The Rowa Smart System, developed in Germany, arranges medicines, checks they are in date and dispenses them at the new Universal Hospital.

Pharmacists scan and store medicines into the robot's vault before the machine sorts out free space on specific shelves.

The system can handle about 50,000 medicines and more than 3,000 prescriptions a day. 

The 200-bed Universal Hospital opened two months ago on Airport Road. For now it only accepts outpatients but will be fully operational from October 1.

The hospital has 300 patients, with 150 getting prescriptions from its pharmacy.

"The machine dispenses medicines to the pharmacist's terminal in six seconds and customers receive medicines in less than three minutes,"said Dr Shabeer Nellikode, managing director of the hospital.

The hospital has four pharmacists, he said, whose primary duty should be to explain to patients the correct usage of medicines.

When the pharmacy is busy, the robot makes it easier for them to do that.

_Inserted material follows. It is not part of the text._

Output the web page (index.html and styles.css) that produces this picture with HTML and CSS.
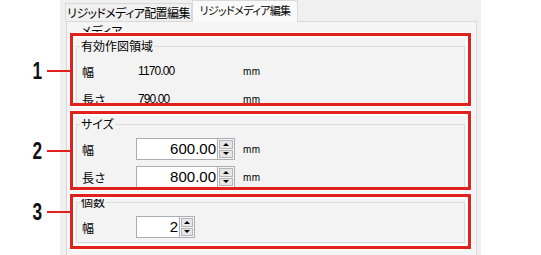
FILE: index.html
```html
<!DOCTYPE html>
<html lang="ja">
<head>
<meta charset="utf-8">
<link rel="stylesheet" href="styles.css">
</head>
<body>
<div class="panel">
  <div class="tabs">
    <div class="tab tab-other">リジッドメディア配置編集</div>
    <div class="tab tab-active">リジッドメディア編集</div>
  </div>
  <div class="pane">
    <div class="media-legend">メディア</div>

    <section class="cbox box1">
      <div class="callout"><span class="num">1</span><span class="leader"></span></div>
      <div class="gb-area">
        <fieldset class="gb">
          <legend>有効作図領域</legend>
          <div class="rows">
            <div class="row"><span class="lbl">幅</span><span class="val">1170.00</span><span class="unit">mm</span></div>
            <div class="row"><span class="lbl">長さ</span><span class="val">790.00</span><span class="unit">mm</span></div>
          </div>
        </fieldset>
      </div>
    </section>

    <section class="cbox box2">
      <div class="callout"><span class="num">2</span><span class="leader"></span></div>
      <div class="gb-area">
        <fieldset class="gb">
          <legend>サイズ</legend>
          <div class="rows">
            <div class="row">
              <span class="lbl">幅</span>
              <div class="num-input"><div class="field">600.00</div><div class="spin"><span class="up"></span><span class="down"></span></div></div>
              <span class="unit">mm</span>
            </div>
            <div class="row">
              <span class="lbl">長さ</span>
              <div class="num-input"><div class="field">800.00</div><div class="spin"><span class="up"></span><span class="down"></span></div></div>
              <span class="unit">mm</span>
            </div>
          </div>
        </fieldset>
      </div>
    </section>

    <section class="cbox box3">
      <div class="callout"><span class="num">3</span><span class="leader"></span></div>
      <div class="gb-area">
        <fieldset class="gb">
          <legend>個数</legend>
          <div class="rows">
            <div class="row">
              <span class="lbl">幅</span>
              <div class="num-input small"><div class="field">2</div><div class="spin"><span class="up"></span><span class="down"></span></div></div>
              <span class="unit"></span>
            </div>
          </div>
        </fieldset>
      </div>
    </section>
  </div>
</div>
</body>
</html>
```
FILE: styles.css
```css
html, body {
  margin: 0;
  padding: 0;
}
body {
  width: 541px;
  height: 255px;
  overflow: hidden;
  background: #ffffff;
  color: #000;
  font-family: "Noto Sans CJK JP", sans-serif;
  font-size: 12px;
}
.panel {
  margin-left: 60px;
  width: 421px;
  height: 255px;
  background: #f0f0f0;
}
.tabs {
  display: flex;
  align-items: flex-end;
  height: 21px;
  padding-left: 5px;
  position: relative;
  z-index: 2;
}
.tab {
  box-sizing: border-box;
  border: 1px solid #d9d9d9;
  border-bottom: none;
  text-align: center;
  white-space: nowrap;
  overflow: hidden;
  font-feature-settings: "palt";
}
.tab-other {
  width: 127px;
  height: 18px;
  line-height: 18px;
  font-size: 12px;
  letter-spacing: -0.6px;
  background: #f0f0f0;
}
.tab-active {
  width: 106px;
  height: 22px;
  margin-bottom: -1px;
  line-height: 19px;
  font-size: 11px;
  letter-spacing: -0.6px;
  background: #fafafa;
}
.pane {
  margin-left: 6px;
  width: 411px;
  height: 234px;
  box-sizing: border-box;
  border: 1px solid #d9d9d9;
  border-bottom: none;
  background: #f5f5f5;
  padding-left: 3px;
}
.media-legend {
  margin-top: 2px;
  height: 9px;
  overflow: hidden;
  line-height: 14px;
  padding-left: 11px;
  font-feature-settings: "palt";
}
.cbox {
  position: relative;
  width: 401px;
  box-sizing: border-box;
  border: 3px solid #e3211c;
  background: #ffffff;
  padding: 2px;
  box-shadow: 0 0 0 1px #ffffff;
}
.box1 { height: 73px; padding-bottom: 0; }
.box2 { height: 79px; margin-top: 5px; padding-bottom: 0; }
.box3 { height: 55px; margin-top: 4px; }
.gb-area {
  height: 100%;
  box-sizing: border-box;
  overflow: hidden;
  background: #f3f3f3;
  padding: 0 1px;
}
.gb {
  margin: 2px 0 0;
  padding: 0 0 1px 5px;
  border: 1px solid #dcdcdc;
  min-width: 0;
}
.box3 .gb { margin-top: -3px; }
.gb legend {
  padding: 0 1px;
  margin-left: -2px;
  line-height: 12px;
  font-size: 12px;
  font-feature-settings: "palt";
}
.rows {
  padding-top: 5px;
}
.row {
  display: grid;
  grid-template-columns: 54px 107px auto;
  align-items: center;
  height: 28px;
}
.lbl {
  font-size: 12px;
}
.val {
  padding-left: 2px;
  font-family: "Liberation Sans", sans-serif;
  font-size: 12px;
  letter-spacing: -0.9px;
}
.unit {
  font-family: "Liberation Sans", sans-serif;
  font-size: 10px;
  letter-spacing: 0.3px;
}
.num-input {
  display: flex;
  width: 99px;
  height: 22px;
}
.num-input.small {
  width: 59px;
}
.field {
  flex: 1;
  box-sizing: border-box;
  border: 1px solid #abadb3;
  background: #ffffff;
  text-align: right;
  padding-right: 1px;
  font-family: "Liberation Sans", sans-serif;
  font-size: 15px;
  line-height: 20px;
}
.spin {
  width: 17px;
  box-sizing: border-box;
  display: flex;
  flex-direction: column;
  gap: 1px;
  padding: 1px;
  border: 1px solid #abadb3;
  border-left: none;
  background: #f7f7f7;
}
.small .spin {
  width: 15px;
}
.spin span {
  flex: 1;
  border: 1px solid #b4b4b4;
  background: #e6e6e6;
  display: flex;
  align-items: center;
  justify-content: center;
}
.spin span::after {
  content: "";
  width: 0;
  height: 0;
  border-left: 3px solid transparent;
  border-right: 3px solid transparent;
}
.spin .up::after { border-bottom: 3px solid #000; }
.spin .down::after { border-top: 3px solid #000; }
.callout {
  position: absolute;
  right: calc(100% + 3px);
  height: 20px;
  display: flex;
  align-items: center;
}
.box1 .callout { top: 25px; }
.box2 .callout { top: 27px; }
.box3 .callout { top: 5px; }
.num {
  display: inline-block;
  width: 14px;
  text-align: right;
  font-family: "Liberation Sans", sans-serif;
  font-weight: bold;
  font-size: 24px;
  line-height: 20px;
  color: #111;
  transform: scaleX(0.72);
  transform-origin: right center;
}
.leader {
  width: 23px;
  height: 2px;
  margin-left: 5px;
  background: #e3211c;
}
```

One Abu Dhabi resident, Rajinder Kumar, said: "It takes almost half a day of our office time if we visit a doctor as a walk-in patient at a hospital. First we wait for doctors for two to three hours due to long queues, and then end up spending another hour to get medicines."

The Rowa Smart System has four terminals, each with an assistant who opens patient files and commands the robot to retrieve the medicines.

After a doctor writes a prescription, it is saved into a patient's electronic medical record then transferred into the pharmacy's system.

By the time the patient reaches the pharmacy, the prescription will have been verified by insurers and the medicine can be dispensed.